Adam P Cribbs

Computational biologist at the University of Oxford

Why are biologists afraid of statistics and how to overcome it

Written on May 2, 2020

During my time as a PhD student, a PI at the institute I worked in said he chose to become a biologist because he was awful at maths. It got me wondering how many others have felt the same way. Asking around the institute the most common response was “Statistics is hard and I dont even know how to impliment statistics properly”.

This worried me because if the people running laboratory experiments are not confident in running the correct statistical tests then how can they be confident in their results? Are all biologists are scared of maths? I personally think the majority are, but I also think this shouldnt be the case as the statistics we tend to rely on are not terribly complicated.

In my questidentify the main reasons behind why biologists think like this, I thought that I would look to see if there is actually any evidence to back up my theory. A quick pubmed search pulled up a blinding article by Tim Fawcett and Andrew Higginson from the University of Bristol, who found that other biological scientists rarely refer to scientific articles that present staistical equations. Moreover, the most maths heavy articles are referenced around 50% less often than those with little or no maths. This points to a real inherent problem of either not understanding the maths or ignoring the maths. Both are problematic as having basic statistical knowledge is an integral part of biology, especially since we are entering the era of big data and generating more complicated analysis tools.

If I think about it more, I’m not surprised about these findings because biologists are generally drawn to biology because of their fondness for experimentally driven observations and passion for observing visual patterns in data (ok you can accuse me of generalisation here). I am reminded of another quote from a previous colleague who said, “Using statistics to prove something is biologically relevant is pointless, if it looks meaningful then it probably is”. I think what he was trying to convey by saying this was his preference of effect size over the p value. However I never really questioned him about this.

My own personal experience with statistics has also be one fraught with It took me a number of years during my PhD to even understand the difference between when to use a parametric test and a non-parametric test on simple data. Ultimately I think it stemmed from a lack of experimental relevant statistical training. I remember sitting through statistical lectures during undergrad and being quite confused and bored, none of the lectures seemed to put the statistical learning in the context of biological analysis. The main reason for this was probably because most statisticians have next to zero biological background. I suppose this leads to my first point of how statistics could be better taught to students, Unless this approach is taken then statistics can seem very confusing and off-putting.

When I undertook a fellowship in computational biology a number of years back, I knew statistics would be vital for the analysis of complicated data, however I didn’t appreciate the proportion of time I would spend choosing the correct statistical approach and then implementing it. Before my fellowship, I had the preconception that my time would be split into 50% coding, 40% analysis of data and 10% statistics. However, it seems like statistics is a much larger component of my work (estimates of ~30-40% of my time). I think this points towards how important statistics has become in biology. Following the completion of the Human Genome project we are collecting data at what seems to be an exponential rate. The analysis of this data requires new statistical approaches and a new understanding of the methods that are relevant for a particular piece of data. This is becoming even more pressing with the advances taking place in machine learning. These new techniques are being applied to answer complicated biological research question, and so we can apply them more confidently.

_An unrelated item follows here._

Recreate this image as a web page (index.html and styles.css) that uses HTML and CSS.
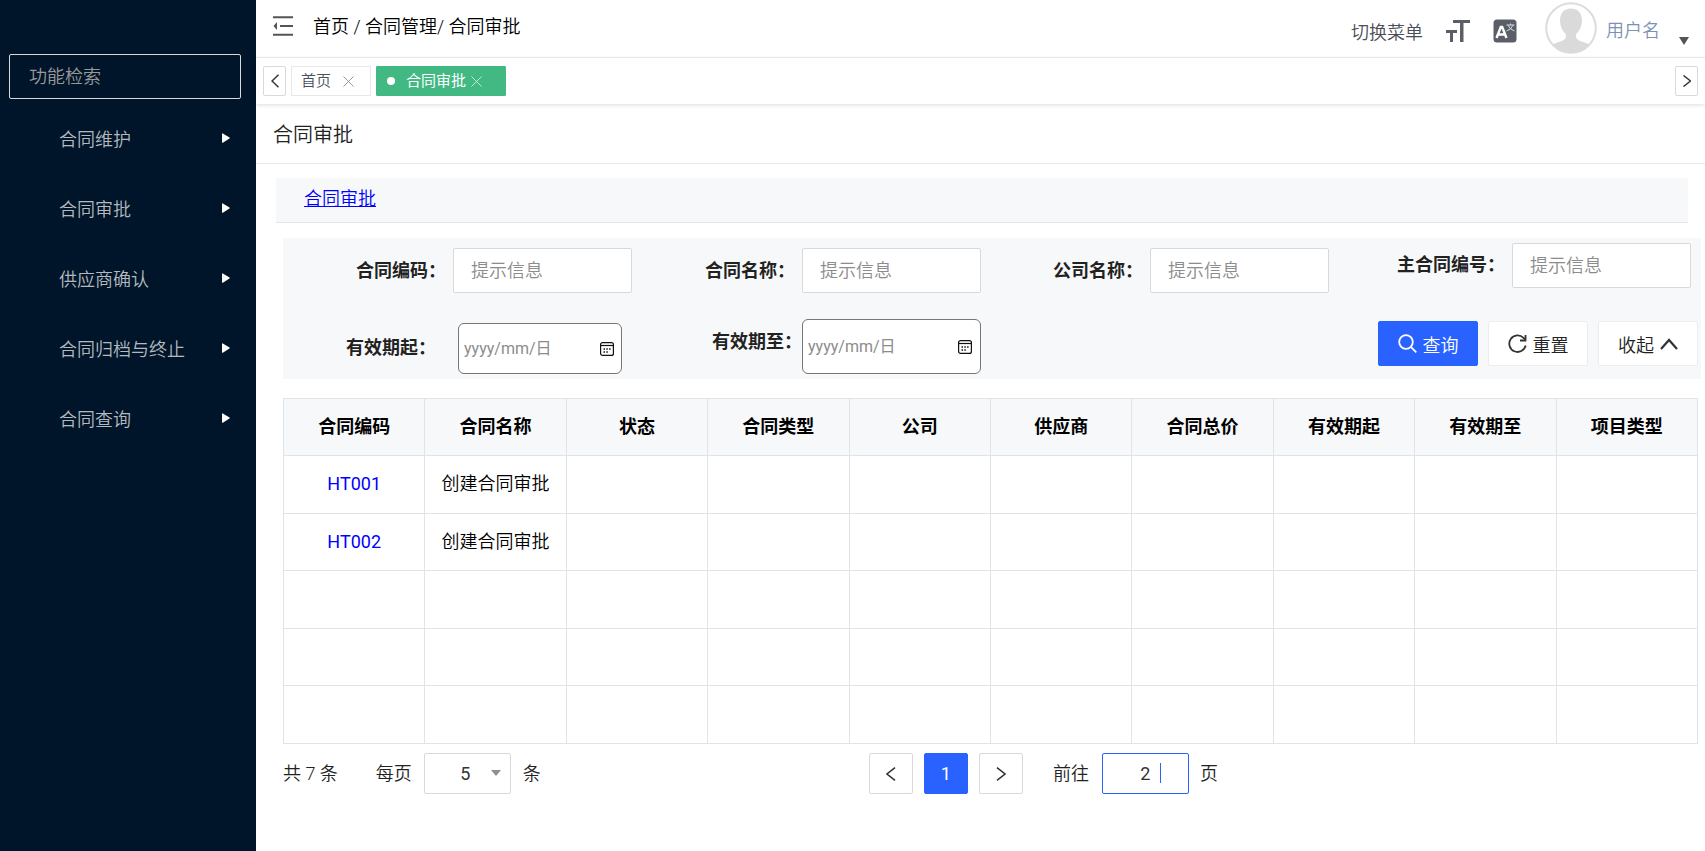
FILE: index.html
```html
<!DOCTYPE html>
<html lang="zh-CN">
<head>
<meta charset="utf-8">
<title>合同审批</title>
<link rel="stylesheet" href="styles.css">
</head>
<body>
<div class="app">
  <aside class="sidebar">
    <input class="menu-search" type="text" placeholder="功能检索" aria-label="功能检索">
    <nav class="menu">
      <button type="button" class="menu-item">合同维护<svg class="menu-arrow" viewBox="0 0 8 10"><path d="M0 0.8Q0 0 0.8 0.4L7.5 4.4Q8 5 7.5 5.6L0.8 9.7Q0 10 0 9.2z"/></svg></button>
      <button type="button" class="menu-item">合同审批<svg class="menu-arrow" viewBox="0 0 8 10"><path d="M0 0.8Q0 0 0.8 0.4L7.5 4.4Q8 5 7.5 5.6L0.8 9.7Q0 10 0 9.2z"/></svg></button>
      <button type="button" class="menu-item">供应商确认<svg class="menu-arrow" viewBox="0 0 8 10"><path d="M0 0.8Q0 0 0.8 0.4L7.5 4.4Q8 5 7.5 5.6L0.8 9.7Q0 10 0 9.2z"/></svg></button>
      <button type="button" class="menu-item">合同归档与终止<svg class="menu-arrow" viewBox="0 0 8 10"><path d="M0 0.8Q0 0 0.8 0.4L7.5 4.4Q8 5 7.5 5.6L0.8 9.7Q0 10 0 9.2z"/></svg></button>
      <button type="button" class="menu-item">合同查询<svg class="menu-arrow" viewBox="0 0 8 10"><path d="M0 0.8Q0 0 0.8 0.4L7.5 4.4Q8 5 7.5 5.6L0.8 9.7Q0 10 0 9.2z"/></svg></button>
    </nav>
  </aside>

  <div class="main">
    <header class="topbar">
      <button type="button" class="icon-button" aria-label="收起菜单">
        <svg width="20" height="20" viewBox="0 0 20 20"><path d="M0 1.2h20M7 10h13M0 18.8h20" stroke="#555" stroke-width="2"/><path d="M4 6v8L0.500 10z" fill="#555"/></svg>
      </button>
      <div class="breadcrumb">首页 / 合同管理/ 合同审批</div>
      <div class="tools">
        <button type="button" class="switch-menu">切换菜单</button>
        <button type="button" class="icon-button" aria-label="字体大小">
          <svg width="24" height="24" viewBox="0 0 24 24" fill="#5a5e66"><path d="M7 1h17v3h-6.500v19h-3.500v-19h-7zM0 11h11v3h-4v9h-3v-9h-4z"/></svg>
        </button>
        <button type="button" class="icon-button" aria-label="语言">
          <svg width="24" height="24" viewBox="0 0 24 24"><rect x="0.500" y="0.500" width="23" height="23" rx="3.500" fill="#5a5e66"/><path d="M3.500 19L7.800 8h1.400l4.300 11M5 15.500h7" fill="none" stroke="#fff" stroke-width="2.400"/><path d="M13.500 6h8M17.500 4.500v1.500M15 6q1.500 4.500 6.500 6M20 6q-1.500 4.500-6.500 6" fill="none" stroke="#d8dade" stroke-width="1"/></svg>
        </button>
        <div class="user">
          <svg width="52" height="52" viewBox="0 0 52 52"><defs><clipPath id="face"><circle cx="26" cy="26" r="25"/></clipPath></defs><circle cx="26" cy="26" r="24.800" fill="#fff" stroke="#dcdcdc" stroke-width="2"/><path clip-path="url(#face)" fill="#dadada" d="M26 6.500C18.500 6.500 15 12 15 18.500C15 24 17.500 29 20.500 31.500C21.800 35 20.500 37.500 17.500 38.700C12 40.500 8 41.500 6 44L14 52H38L46 44C44 41.500 40 40.500 34.500 38.700C31.500 37.500 30.200 35 31.500 31.500C34.500 29 37 24 37 18.500C37 12 33.500 6.500 26 6.500z"/></svg>
          <span class="user-name">用户名</span>
          <svg class="user-caret" width="10" height="8" viewBox="0 0 10 8"><path d="M0 0h10L5 8z" fill="#555"/></svg>
        </div>
      </div>
    </header>

    <div class="tabs">
      <button type="button" class="tab-scroll" aria-label="向左"><svg width="8" height="14" viewBox="0 0 8 14"><path d="M7.500 0.700L1 7l6.500 6.300"/></svg></button>
      <div class="tab"><span>首页</span><button type="button" class="tab-close" aria-label="关闭首页"><svg width="11" height="11" viewBox="0 0 11 11"><path d="M0.500 0.500l10 10M10.500 0.500l-10 10"/></svg></button></div>
      <div class="tab tab-active"><i class="tab-dot"></i><span>合同审批</span><button type="button" class="tab-close" aria-label="关闭合同审批"><svg width="11" height="11" viewBox="0 0 11 11"><path d="M0.500 0.500l10 10M10.500 0.500l-10 10"/></svg></button></div>
      <button type="button" class="tab-scroll tab-scroll-right" aria-label="向右"><svg width="8" height="12" viewBox="0 0 8 12"><path d="M0.500 0.500L7.500 6l-7 5.500"/></svg></button>
    </div>

    <h1 class="page-title">合同审批</h1>
    <div class="link-bar"><a href="#">合同审批</a></div>

    <form class="filters">
      <div class="field"><label for="code">合同编码：</label><input class="text-input" id="code" type="text" placeholder="提示信息"></div>
      <div class="field"><label for="name">合同名称：</label><input class="text-input" id="name" type="text" placeholder="提示信息"></div>
      <div class="field"><label for="company">公司名称：</label><input class="text-input" id="company" type="text" placeholder="提示信息"></div>
      <div class="field field-main"><label for="master">主合同编号：</label><input class="text-input" id="master" type="text" placeholder="提示信息"></div>
      <div class="field field-from"><label for="from">有效期起：</label>
        <div class="date-box"><input id="from" type="text" placeholder="yyyy/mm/日"><svg width="14" height="14" viewBox="0 0 14 14"><rect x="0.600" y="0.600" width="12.800" height="12.800" rx="2"/><path d="M0.600 3.500h12.800"/><path d="M3.500 7h1.500M6.300 7h1.500M9.100 7h1.500M3.500 10h1.500M6.300 10h1.500" stroke-width="1.500"/></svg></div></div>
      <div class="field field-to"><label for="to">有效期至：</label>
        <div class="date-box"><input id="to" type="text" placeholder="yyyy/mm/日"><svg width="14" height="14" viewBox="0 0 14 14"><rect x="0.600" y="0.600" width="12.800" height="12.800" rx="2"/><path d="M0.600 3.500h12.800"/><path d="M3.500 7h1.500M6.300 7h1.500M9.100 7h1.500M3.500 10h1.500M6.300 10h1.500" stroke-width="1.500"/></svg></div></div>
      <div class="actions">
        <button type="button" class="btn btn-primary"><svg width="19" height="19" viewBox="0 0 19 19"><circle cx="8" cy="8" r="6.800"/><path d="M12.800 12.800l5.500 5.500"/></svg>查询</button>
        <button type="button" class="btn"><svg width="19" height="19" viewBox="0 0 19 19"><path d="M17.700 11.500A8.300 8.300 0 1 1 15.500 3.800L17 5.500"/><path d="M17.500 1v5.500h-5.500" /></svg>重置</button>
        <button type="button" class="btn btn-collapse">收起<svg width="18" height="12" viewBox="0 0 18 12"><path d="M1 11L9 2l8 9"/></svg></button>
      </div>
    </form>

    <table class="grid">
      <thead><tr><th>合同编码</th><th>合同名称</th><th>状态</th><th>合同类型</th><th>公司</th><th>供应商</th><th>合同总价</th><th>有效期起</th><th>有效期至</th><th>项目类型</th></tr></thead>
      <tbody>
        <tr><td><a href="#">HT001</a></td><td>创建合同审批</td><td></td><td></td><td></td><td></td><td></td><td></td><td></td><td></td></tr>
        <tr><td><a href="#">HT002</a></td><td>创建合同审批</td><td></td><td></td><td></td><td></td><td></td><td></td><td></td><td></td></tr>
        <tr><td></td><td></td><td></td><td></td><td></td><td></td><td></td><td></td><td></td><td></td></tr>
        <tr><td></td><td></td><td></td><td></td><td></td><td></td><td></td><td></td><td></td><td></td></tr>
        <tr><td></td><td></td><td></td><td></td><td></td><td></td><td></td><td></td><td></td><td></td></tr>
      </tbody>
    </table>

    <footer class="pager">
      <div class="pager-size">
        <span class="total">共 7 条</span>
        <label for="size">每页</label>
        <div class="select-box"><select id="size"><option>5</option><option>10</option></select><svg class="select-arrow" width="10" height="6" viewBox="0 0 10 6"><path d="M0 0h10L5 6z" fill="#8c8f96"/></svg></div>
        <span>条</span>
      </div>
      <div class="pager-nav">
        <button type="button" class="page" aria-label="上一页"><svg width="10" height="14" viewBox="0 0 10 14"><path d="M9 0.700L1 7l8 6.300"/></svg></button>
        <button type="button" class="page page-current">1</button>
        <button type="button" class="page" aria-label="下一页"><svg width="10" height="14" viewBox="0 0 10 14"><path d="M1 0.700L9 7l-8 6.300"/></svg></button>
        <label class="goto" for="goto">前往</label>
        <div class="goto-box"><input id="goto" type="text" value="2"><i class="caret"></i></div>
        <span>页</span>
      </div>
    </footer>
  </div>
</div>
</body>
</html>
```
FILE: styles.css
```css
* { box-sizing: border-box; }
body, button, input, select {
  font-family: Roboto, "Noto Sans CJK SC", sans-serif;
  font-size: 18px;
  font-weight: 350;
}
body { margin: 0; color: #222; background: #fff; line-height: 26px; }
button { margin: 0; padding: 0; border: 0; background: none; color: inherit; cursor: pointer; }
input { min-width: 0; outline: 0; }
svg { display: block; flex: none; }
.app { display: flex; min-height: 100vh; }

.sidebar { flex: none; width: 256px; padding: 54px 0 0; background: #001529; }
.menu-search {
  display: block; width: 232px; height: 45px; margin: 0 0 4px 9px; padding: 0 19px;
  border: 1px solid #d9d9d9; border-radius: 2px; background: transparent; color: #fff;
}
.menu-search::placeholder { color: #999; opacity: 1; }
.menu-item {
  display: flex; align-items: center; justify-content: space-between;
  width: 100%; height: 70px; padding: 0 26px 0 59px; color: #b3b9bf;
}
.menu-arrow { width: 8px; height: 10px; fill: #fff; }

.main { flex: 1; min-width: 0; }
.topbar { display: flex; align-items: center; height: 58px; padding: 0 16px 0 17px; border-bottom: 1px solid #f0f0f0; }
.breadcrumb { margin-left: 20px; padding-bottom: 3px; color: #000; }
.topbar > .icon-button { padding-bottom: 5px; }
.tools { display: flex; align-items: center; margin-left: auto; padding-top: 4px; color: #5a5e66; }
.tools .icon-button { margin-left: 23px; }
.switch-menu { height: 26px; color: #4a4e56; }
.user { display: flex; align-items: center; gap: 9px; margin-left: 28px; color: #7d92b3; }
.user > svg:first-child { margin-top: -6px; }
.user-caret { margin: 20px 0 0 10px; }

.tabs {
  display: flex; align-items: center; gap: 5px; height: 46px; padding: 0 7px;
  box-shadow: 0 1px 4px rgba(0, 0, 0, .14); font-size: 15px; margin-bottom: 1px;
}
.tab-scroll {
  display: flex; align-items: center; justify-content: center; width: 23px; height: 30px;
  border: 1px solid #d9d9d9; border-radius: 2px;
}
.tab-scroll svg { fill: none; stroke: #333; stroke-width: 1.500; }
.tab-scroll-right { margin-left: auto; }
.tab { display: flex; align-items: center; width: 80px; height: 30px; padding-left: 9px; border: 1px solid #e8e8e8; color: #495060; }
.tab-close { margin-left: 12px; }
.tab-close svg { fill: none; stroke: #999; stroke-width: 1; }
.tab-active { width: 130px; padding-left: 10px; border-color: #42b983; border-radius: 1px; background: #42b983; color: #fff; font-weight: 400; }
.tab-active .tab-close { margin-left: 5px; }
.tab-active .tab-close svg { stroke: #c5e9d9; }
.tab-dot { width: 8px; height: 8px; margin-right: 11px; border-radius: 50%; background: #fff; }

.page-title { margin: 0; padding: 16px 17px 13px; border-bottom: 1px solid #e8e8e8; font-size: 20px; font-weight: 350; line-height: 29px; }
.link-bar { height: 45px; margin: 14px 17px 15px 20px; padding: 8px 28px; border-bottom: 1px solid #e3e5e8; background: #f7f8fa; }
a { color: #00f; }

.filters {
  display: grid; grid-template-columns: 349fr 349fr 348fr 369fr; grid-template-rows: 55px 55px; row-gap: 21px;
  margin: 0 4px 19px 27px; padding: 5px 3px 5px 0; background: #f7f8fa;
}
.field { display: flex; align-items: center; justify-content: flex-end; gap: 7px; color: #222; }
.field label { font-weight: 700; white-space: nowrap; }
.field-main { align-items: flex-start; padding-right: 7px; }
.field-main label { line-height: 44px; }
.text-input {
  width: 179px; height: 45px; padding: 0 17px; border: 1px solid #d9d9d9; border-radius: 2px; background: #fff;
}
.text-input::placeholder, .date-box input::placeholder { color: #8c8c8c; opacity: 1; }
.date-box {
  display: flex; align-items: center; width: 179px; height: 55px; padding: 0 8px 0 5px;
  border: 1px solid #767676; border-radius: 6px; background: #fff;
}
.date-box input { flex: 1; height: 40px; padding: 0; border: 0; background: none; font-size: 16px; font-weight: 400; }
.date-box svg { fill: none; stroke: #111; stroke-width: 1.200; }
.field-from { gap: 22px; align-items: flex-end; padding-right: 10px; }
.field-from label { line-height: 53px; }
.field-from .date-box { width: 164px; height: 51px; padding-right: 7px; }
.field-to { gap: 0; align-items: flex-start; }
.field-to label { line-height: 46px; }
.actions { display: flex; grid-column: 3 / 5; justify-content: flex-end; gap: 10px; padding-top: 2px; }
.btn {
  display: flex; align-items: center; justify-content: center; gap: 6px; width: 100px; height: 45px;
  border: 1px solid #ebedf0; border-radius: 2px; background: #fff;
}
.btn svg { fill: none; stroke: #333; stroke-width: 1.800; }
.btn-primary { border-color: #2962ff; background: #2962ff; color: #fff; }
.btn-primary svg { stroke: #fff; }
.btn-collapse svg { stroke-width: 2.200; }

.grid { width: calc(100% - 34px); height: 346px; margin-left: 27px; border-collapse: collapse; table-layout: fixed; color: #000; }
.grid th, .grid td { height: 57px; padding: 0; border: 1px solid #dde4ea; text-align: center; vertical-align: middle; }
.grid th { background: #f7f8fa; font-weight: 700; }
.grid a { font-weight: 400; text-decoration: none; }

.pager { display: flex; align-items: center; padding: 9px 27px; }
.pager-size, .pager-nav { display: flex; align-items: center; }
.pager-size { flex: 0 0 42%; }
.total { margin-right: 38px; }
.select-box { position: relative; margin: 0 12px; }
.select-box select {
  display: block; width: 87px; height: 41px; padding: 0 34px 0 30px; border: 1px solid #d9d9d9; border-radius: 2px;
  background: #fff; color: #333; appearance: none; text-align-last: center; font-weight: 400;
}
.select-arrow { position: absolute; right: 10px; top: 17px; pointer-events: none; }
.pager-nav { gap: 11px; }
.page { display: flex; align-items: center; justify-content: center; width: 44px; height: 41px; border: 1px solid #d9d9d9; border-radius: 2px; font-weight: 400; }
.page svg { fill: none; stroke: #333; stroke-width: 1.500; }
.page-current { border-color: #2962ff; background: #2962ff; color: #fff; }
.goto { margin: 0 2px 0 19px; }
.goto-box { position: relative; }
.goto-box input { display: block; width: 87px; height: 41px; padding: 0; border: 1px solid #2962ff; border-radius: 2px; color: #333; text-align: center; font-weight: 400; }
.caret { position: absolute; left: 58px; top: 10px; width: 1px; height: 20px; background: #2962ff; }
```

When I started my fellowship I realised quite quickly that I needed a solid foundation in statistics to overcome my fear, which meant starting from the beginning. My aim in the first year was to undertake courses in basic statistics. I had looked at the open university’s practical modern statistics because other computational fellows had taken this course and found it really helpful. However, the year I joined the course fees were substantially increased, making this option less favourable. As an alternative I thought I would try the free Coursera online courses in basic statistics. This was a really well designed introduction to statistics and will be helpful to any biologist regardless of their nackground. However, I finished it wanting more advanced learning. Again I relied on Coursera, Bayesian Statistics: From Concept to Data Analysis and statistical inference. The main benefit of these courses was that I could learn at a pace that suited me. This gave me the confidence to learn effectively, and then apply the techniques to my own data. Starting simple is the key to demystifying statistics, it’s an uphill struggle so be persistent.

I hear a lot of people talking about why biologists are poor at maths and stats, and this is sometimes attributed to the inherent nature of biological thinking approaches being incompatible with mathematical thinking. However, I think this is largely unfounded because when you really delve into the reasons why They find it confusing because they either don’t think it’s relevant and are less likely to pay attention (it certainly is, and therefore this is a worrying sign that they don’t understand the data they have analysed) or haven’t been taught it correctly. With the rise of MOOCS (Massive Open Online Courses) and people promoting the benefits of these courses this will certainly help towards bringing biological and statistical approaches together.